-- WHAT IS EXPECTED --
The data below should be restated word for word, with every picture omitted.

=====

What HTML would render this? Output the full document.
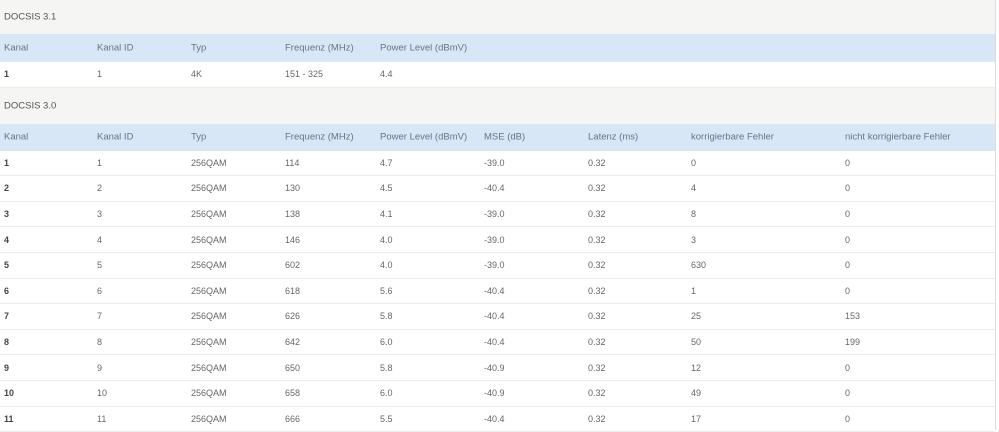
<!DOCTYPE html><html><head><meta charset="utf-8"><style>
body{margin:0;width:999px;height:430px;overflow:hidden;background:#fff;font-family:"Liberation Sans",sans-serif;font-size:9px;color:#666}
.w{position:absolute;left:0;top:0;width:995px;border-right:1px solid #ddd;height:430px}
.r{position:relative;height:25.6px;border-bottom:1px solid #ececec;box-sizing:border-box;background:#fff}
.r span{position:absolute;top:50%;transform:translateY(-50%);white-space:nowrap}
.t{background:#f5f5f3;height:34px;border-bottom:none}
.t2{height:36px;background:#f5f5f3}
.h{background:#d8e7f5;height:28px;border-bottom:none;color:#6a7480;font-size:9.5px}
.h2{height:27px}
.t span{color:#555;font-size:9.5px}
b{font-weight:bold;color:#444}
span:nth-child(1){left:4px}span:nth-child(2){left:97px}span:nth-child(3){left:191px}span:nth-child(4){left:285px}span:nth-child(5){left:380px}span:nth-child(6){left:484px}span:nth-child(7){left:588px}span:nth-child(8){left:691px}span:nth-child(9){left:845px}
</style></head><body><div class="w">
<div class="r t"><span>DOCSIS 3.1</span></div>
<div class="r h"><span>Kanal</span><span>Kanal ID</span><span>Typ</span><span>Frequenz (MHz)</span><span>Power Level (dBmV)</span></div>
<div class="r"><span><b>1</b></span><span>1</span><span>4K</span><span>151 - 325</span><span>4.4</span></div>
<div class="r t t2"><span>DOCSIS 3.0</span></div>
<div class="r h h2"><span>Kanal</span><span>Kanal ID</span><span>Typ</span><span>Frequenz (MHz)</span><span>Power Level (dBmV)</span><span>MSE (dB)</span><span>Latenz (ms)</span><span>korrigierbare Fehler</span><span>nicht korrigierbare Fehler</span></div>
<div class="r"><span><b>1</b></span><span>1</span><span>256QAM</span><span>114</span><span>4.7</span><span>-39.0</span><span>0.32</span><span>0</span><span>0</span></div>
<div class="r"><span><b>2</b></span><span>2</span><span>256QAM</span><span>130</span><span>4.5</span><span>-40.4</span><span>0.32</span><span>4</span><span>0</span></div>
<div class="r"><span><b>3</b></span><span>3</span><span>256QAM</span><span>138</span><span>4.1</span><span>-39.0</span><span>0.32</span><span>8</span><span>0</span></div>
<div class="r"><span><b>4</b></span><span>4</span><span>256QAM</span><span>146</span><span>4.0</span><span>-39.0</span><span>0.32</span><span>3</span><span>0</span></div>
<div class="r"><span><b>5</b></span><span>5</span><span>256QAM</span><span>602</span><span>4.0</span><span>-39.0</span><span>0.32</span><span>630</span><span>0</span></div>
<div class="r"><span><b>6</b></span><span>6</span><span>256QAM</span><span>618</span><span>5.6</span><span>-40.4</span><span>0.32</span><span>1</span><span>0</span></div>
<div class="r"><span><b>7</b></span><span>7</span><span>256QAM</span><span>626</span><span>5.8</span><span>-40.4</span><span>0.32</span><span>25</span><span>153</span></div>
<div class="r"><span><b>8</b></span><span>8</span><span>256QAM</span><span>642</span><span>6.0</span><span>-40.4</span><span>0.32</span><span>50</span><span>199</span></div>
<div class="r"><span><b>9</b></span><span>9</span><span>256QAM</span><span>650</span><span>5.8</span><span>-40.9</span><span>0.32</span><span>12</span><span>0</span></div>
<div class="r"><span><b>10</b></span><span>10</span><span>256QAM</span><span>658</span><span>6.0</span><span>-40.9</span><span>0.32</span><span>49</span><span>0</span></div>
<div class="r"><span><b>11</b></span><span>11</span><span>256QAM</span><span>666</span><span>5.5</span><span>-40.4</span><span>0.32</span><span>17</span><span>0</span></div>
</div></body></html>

=====

-- RIGHT ANSWER --
What HTML would render this? Output the full document.
<!DOCTYPE html><html><head><meta charset="utf-8"><style>
body{margin:0;width:999px;height:430px;overflow:hidden;background:#fff;font-family:"Liberation Sans",sans-serif;font-size:9px;color:#666}
.w{position:absolute;left:0;top:0;width:995px;border-right:1px solid #ddd;height:430px}
.r{position:relative;height:25.6px;border-bottom:1px solid #ececec;box-sizing:border-box;background:#fff}
.r span{position:absolute;top:50%;transform:translateY(-50%);white-space:nowrap}
.t{background:#f5f5f3;height:34px;border-bottom:none}
.t2{height:36px;background:#f5f5f3}
.h{background:#d8e7f5;height:28px;border-bottom:none;color:#6a7480;font-size:9.5px}
.h2{height:27px}
.t span{color:#555;font-size:9.5px}
b{font-weight:bold;color:#444}
span:nth-child(1){left:4px}span:nth-child(2){left:97px}span:nth-child(3){left:191px}span:nth-child(4){left:285px}span:nth-child(5){left:380px}span:nth-child(6){left:484px}span:nth-child(7){left:588px}span:nth-child(8){left:691px}span:nth-child(9){left:845px}
</style></head><body><div class="w">
<div class="r t"><span>DOCSIS 3.1</span></div>
<div class="r h"><span>Kanal</span><span>Kanal ID</span><span>Typ</span><span>Frequenz (MHz)</span><span>Power Level (dBmV)</span></div>
<div class="r"><span><b>1</b></span><span>1</span><span>4K</span><span>151 - 325</span><span>4.4</span></div>
<div class="r t t2"><span>DOCSIS 3.0</span></div>
<div class="r h h2"><span>Kanal</span><span>Kanal ID</span><span>Typ</span><span>Frequenz (MHz)</span><span>Power Level (dBmV)</span><span>MSE (dB)</span><span>Latenz (ms)</span><span>korrigierbare Fehler</span><span>nicht korrigierbare Fehler</span></div>
<div class="r"><span><b>1</b></span><span>1</span><span>256QAM</span><span>114</span><span>4.7</span><span>-39.0</span><span>0.32</span><span>0</span><span>0</span></div>
<div class="r"><span><b>2</b></span><span>2</span><span>256QAM</span><span>130</span><span>4.5</span><span>-40.4</span><span>0.32</span><span>4</span><span>0</span></div>
<div class="r"><span><b>3</b></span><span>3</span><span>256QAM</span><span>138</span><span>4.1</span><span>-39.0</span><span>0.32</span><span>8</span><span>0</span></div>
<div class="r"><span><b>4</b></span><span>4</span><span>256QAM</span><span>146</span><span>4.0</span><span>-39.0</span><span>0.32</span><span>3</span><span>0</span></div>
<div class="r"><span><b>5</b></span><span>5</span><span>256QAM</span><span>602</span><span>4.0</span><span>-39.0</span><span>0.32</span><span>630</span><span>0</span></div>
<div class="r"><span><b>6</b></span><span>6</span><span>256QAM</span><span>618</span><span>5.6</span><span>-40.4</span><span>0.32</span><span>1</span><span>0</span></div>
<div class="r"><span><b>7</b></span><span>7</span><span>256QAM</span><span>626</span><span>5.8</span><span>-40.4</span><span>0.32</span><span>25</span><span>153</span></div>
<div class="r"><span><b>8</b></span><span>8</span><span>256QAM</span><span>642</span><span>6.0</span><span>-40.4</span><span>0.32</span><span>50</span><span>199</span></div>
<div class="r"><span><b>9</b></span><span>9</span><span>256QAM</span><span>650</span><span>5.8</span><span>-40.9</span><span>0.32</span><span>12</span><span>0</span></div>
<div class="r"><span><b>10</b></span><span>10</span><span>256QAM</span><span>658</span><span>6.0</span><span>-40.9</span><span>0.32</span><span>49</span><span>0</span></div>
<div class="r"><span><b>11</b></span><span>11</span><span>256QAM</span><span>666</span><span>5.5</span><span>-40.4</span><span>0.32</span><span>17</span><span>0</span></div>
</div></body></html>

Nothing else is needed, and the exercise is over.